What to do. Within the listing below, locate all lines containing the word "table". Copy each one.

Input data.

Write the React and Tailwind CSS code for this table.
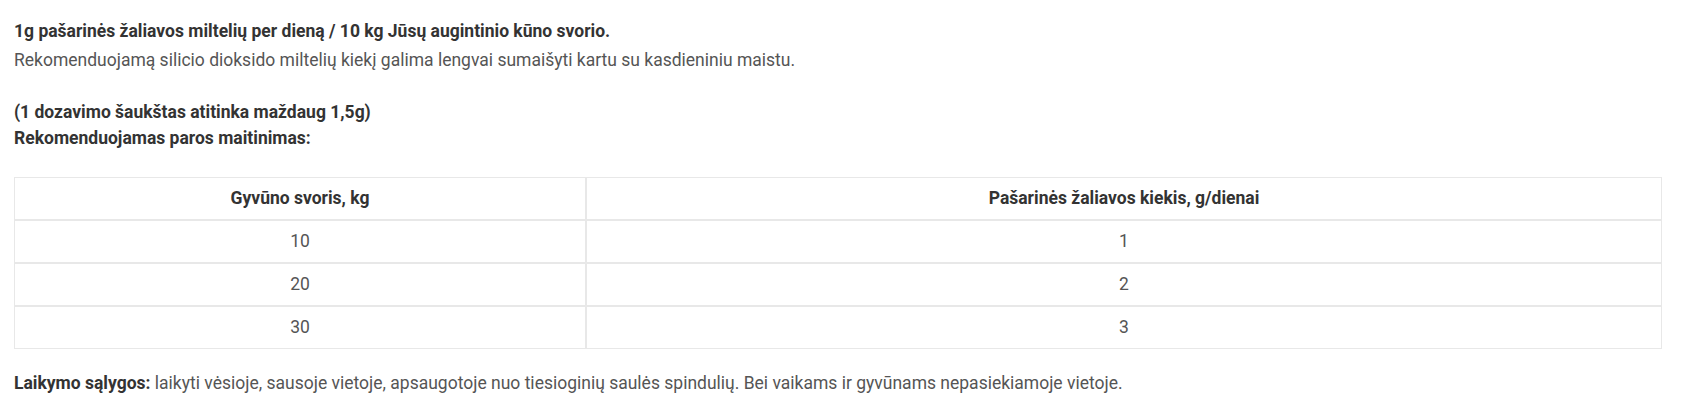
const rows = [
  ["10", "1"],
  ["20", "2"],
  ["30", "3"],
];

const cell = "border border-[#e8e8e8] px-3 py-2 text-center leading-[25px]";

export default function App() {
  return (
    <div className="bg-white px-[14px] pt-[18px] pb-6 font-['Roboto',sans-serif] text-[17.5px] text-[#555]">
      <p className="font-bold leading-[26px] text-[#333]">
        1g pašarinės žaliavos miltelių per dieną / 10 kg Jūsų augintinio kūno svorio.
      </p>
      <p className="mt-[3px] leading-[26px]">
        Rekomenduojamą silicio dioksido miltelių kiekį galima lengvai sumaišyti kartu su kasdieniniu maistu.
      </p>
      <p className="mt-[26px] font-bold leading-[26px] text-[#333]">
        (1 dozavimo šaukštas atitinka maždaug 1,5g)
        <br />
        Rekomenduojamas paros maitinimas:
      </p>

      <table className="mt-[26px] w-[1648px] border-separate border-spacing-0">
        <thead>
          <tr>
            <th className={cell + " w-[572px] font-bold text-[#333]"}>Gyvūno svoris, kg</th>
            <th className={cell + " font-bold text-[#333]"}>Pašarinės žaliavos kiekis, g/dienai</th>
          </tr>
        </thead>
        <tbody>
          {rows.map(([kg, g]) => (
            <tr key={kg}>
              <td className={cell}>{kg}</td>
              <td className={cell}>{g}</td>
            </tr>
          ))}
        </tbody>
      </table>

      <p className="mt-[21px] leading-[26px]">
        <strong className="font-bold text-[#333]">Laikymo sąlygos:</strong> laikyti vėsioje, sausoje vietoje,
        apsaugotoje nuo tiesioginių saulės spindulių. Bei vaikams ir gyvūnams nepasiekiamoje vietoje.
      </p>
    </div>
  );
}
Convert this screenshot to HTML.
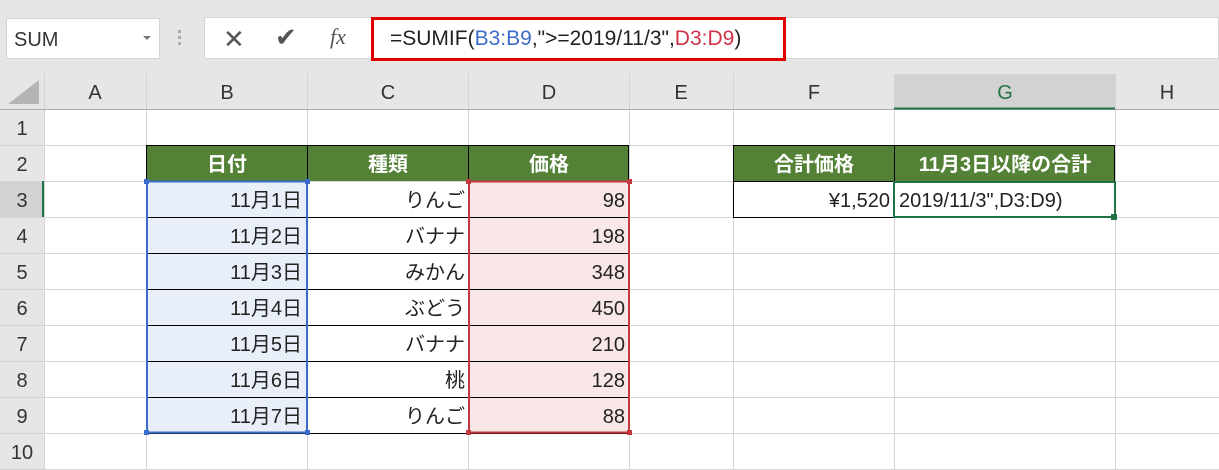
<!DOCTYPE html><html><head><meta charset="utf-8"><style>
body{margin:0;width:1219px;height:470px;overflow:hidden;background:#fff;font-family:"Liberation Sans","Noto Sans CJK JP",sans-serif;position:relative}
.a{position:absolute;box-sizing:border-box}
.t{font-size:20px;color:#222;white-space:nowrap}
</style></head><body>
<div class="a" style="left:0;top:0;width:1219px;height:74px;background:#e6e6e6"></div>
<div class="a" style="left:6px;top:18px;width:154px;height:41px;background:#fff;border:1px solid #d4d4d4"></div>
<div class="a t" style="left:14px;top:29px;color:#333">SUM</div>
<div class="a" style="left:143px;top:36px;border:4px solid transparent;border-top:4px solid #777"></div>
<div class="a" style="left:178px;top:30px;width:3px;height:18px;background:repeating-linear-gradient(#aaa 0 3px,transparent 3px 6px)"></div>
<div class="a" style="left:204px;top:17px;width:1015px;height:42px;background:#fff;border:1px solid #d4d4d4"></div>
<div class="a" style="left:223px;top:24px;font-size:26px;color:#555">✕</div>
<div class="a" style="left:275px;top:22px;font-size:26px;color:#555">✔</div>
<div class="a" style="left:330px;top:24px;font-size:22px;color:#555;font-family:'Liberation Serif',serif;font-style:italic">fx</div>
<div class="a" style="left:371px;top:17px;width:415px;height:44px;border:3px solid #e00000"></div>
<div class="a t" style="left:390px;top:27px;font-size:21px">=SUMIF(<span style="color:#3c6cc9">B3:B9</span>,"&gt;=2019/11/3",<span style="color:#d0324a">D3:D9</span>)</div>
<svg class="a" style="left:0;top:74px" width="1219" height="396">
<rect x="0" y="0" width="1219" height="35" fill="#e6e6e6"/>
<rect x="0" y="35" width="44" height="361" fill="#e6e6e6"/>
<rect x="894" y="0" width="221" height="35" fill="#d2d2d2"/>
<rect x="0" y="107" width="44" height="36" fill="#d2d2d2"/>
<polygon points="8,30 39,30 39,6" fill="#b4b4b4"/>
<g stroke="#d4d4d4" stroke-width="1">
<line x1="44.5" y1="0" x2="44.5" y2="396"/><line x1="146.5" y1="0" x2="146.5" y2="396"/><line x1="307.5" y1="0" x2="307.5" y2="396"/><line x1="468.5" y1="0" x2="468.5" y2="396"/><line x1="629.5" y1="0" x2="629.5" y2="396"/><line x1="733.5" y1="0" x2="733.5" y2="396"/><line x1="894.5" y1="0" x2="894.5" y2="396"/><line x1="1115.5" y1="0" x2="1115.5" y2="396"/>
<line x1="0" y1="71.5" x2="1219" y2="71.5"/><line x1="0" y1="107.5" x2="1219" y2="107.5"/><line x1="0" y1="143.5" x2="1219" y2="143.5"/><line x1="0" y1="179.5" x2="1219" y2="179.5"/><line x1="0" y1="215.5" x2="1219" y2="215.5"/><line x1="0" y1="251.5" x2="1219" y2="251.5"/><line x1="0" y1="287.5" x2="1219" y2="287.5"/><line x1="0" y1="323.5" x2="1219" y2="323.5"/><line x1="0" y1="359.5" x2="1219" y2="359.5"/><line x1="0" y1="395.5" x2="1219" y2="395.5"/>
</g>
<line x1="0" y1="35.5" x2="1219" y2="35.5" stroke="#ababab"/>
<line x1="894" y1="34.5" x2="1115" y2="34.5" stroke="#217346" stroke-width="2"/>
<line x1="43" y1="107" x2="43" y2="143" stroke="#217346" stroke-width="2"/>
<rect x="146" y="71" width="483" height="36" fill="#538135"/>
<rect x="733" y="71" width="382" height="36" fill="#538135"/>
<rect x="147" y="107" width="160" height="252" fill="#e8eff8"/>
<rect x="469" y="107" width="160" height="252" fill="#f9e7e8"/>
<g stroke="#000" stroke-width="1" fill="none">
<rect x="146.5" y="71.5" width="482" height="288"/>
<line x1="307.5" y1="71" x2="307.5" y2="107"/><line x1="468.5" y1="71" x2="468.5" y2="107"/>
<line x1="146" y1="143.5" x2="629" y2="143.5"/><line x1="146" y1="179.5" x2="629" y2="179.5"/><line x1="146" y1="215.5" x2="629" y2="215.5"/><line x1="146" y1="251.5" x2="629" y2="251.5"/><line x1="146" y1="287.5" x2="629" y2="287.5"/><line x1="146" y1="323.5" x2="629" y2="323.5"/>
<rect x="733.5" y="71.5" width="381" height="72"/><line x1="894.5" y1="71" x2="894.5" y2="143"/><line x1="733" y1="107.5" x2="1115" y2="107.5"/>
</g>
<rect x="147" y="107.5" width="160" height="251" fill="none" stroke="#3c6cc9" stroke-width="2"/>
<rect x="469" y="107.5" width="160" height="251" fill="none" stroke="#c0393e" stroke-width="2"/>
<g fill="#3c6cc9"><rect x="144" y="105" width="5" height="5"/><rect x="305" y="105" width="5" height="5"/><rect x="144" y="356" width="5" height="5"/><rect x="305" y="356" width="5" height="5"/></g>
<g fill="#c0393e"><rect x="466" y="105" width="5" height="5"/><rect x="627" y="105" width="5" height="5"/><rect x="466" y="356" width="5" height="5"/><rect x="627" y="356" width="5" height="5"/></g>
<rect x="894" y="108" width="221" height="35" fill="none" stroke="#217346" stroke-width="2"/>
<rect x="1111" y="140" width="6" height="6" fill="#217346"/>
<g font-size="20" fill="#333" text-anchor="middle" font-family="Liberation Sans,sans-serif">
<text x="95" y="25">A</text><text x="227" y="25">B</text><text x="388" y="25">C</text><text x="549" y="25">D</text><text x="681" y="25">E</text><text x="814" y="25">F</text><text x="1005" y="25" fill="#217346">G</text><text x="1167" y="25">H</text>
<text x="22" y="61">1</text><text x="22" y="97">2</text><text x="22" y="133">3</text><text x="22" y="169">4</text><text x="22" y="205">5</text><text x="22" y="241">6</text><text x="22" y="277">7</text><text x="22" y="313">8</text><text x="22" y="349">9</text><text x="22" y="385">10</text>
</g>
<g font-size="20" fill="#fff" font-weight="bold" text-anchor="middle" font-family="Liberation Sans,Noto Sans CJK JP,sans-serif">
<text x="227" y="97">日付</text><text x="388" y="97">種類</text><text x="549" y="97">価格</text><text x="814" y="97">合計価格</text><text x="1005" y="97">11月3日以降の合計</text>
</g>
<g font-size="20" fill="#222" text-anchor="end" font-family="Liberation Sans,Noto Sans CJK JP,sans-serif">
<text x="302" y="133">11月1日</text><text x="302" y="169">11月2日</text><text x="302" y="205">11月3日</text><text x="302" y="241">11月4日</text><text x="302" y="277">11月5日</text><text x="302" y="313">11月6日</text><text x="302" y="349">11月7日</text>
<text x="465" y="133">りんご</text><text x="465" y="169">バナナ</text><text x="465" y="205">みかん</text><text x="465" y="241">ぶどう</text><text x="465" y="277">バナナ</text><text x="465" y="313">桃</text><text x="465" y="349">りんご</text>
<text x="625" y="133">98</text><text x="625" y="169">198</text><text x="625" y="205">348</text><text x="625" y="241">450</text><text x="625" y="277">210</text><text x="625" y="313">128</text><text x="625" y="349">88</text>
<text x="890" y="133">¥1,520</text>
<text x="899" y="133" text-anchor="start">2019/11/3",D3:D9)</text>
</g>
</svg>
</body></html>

Full output.
Write the React and Tailwind CSS code for this table.
      <table className="mt-[26px] w-[1648px] border-separate border-spacing-0">
      </table>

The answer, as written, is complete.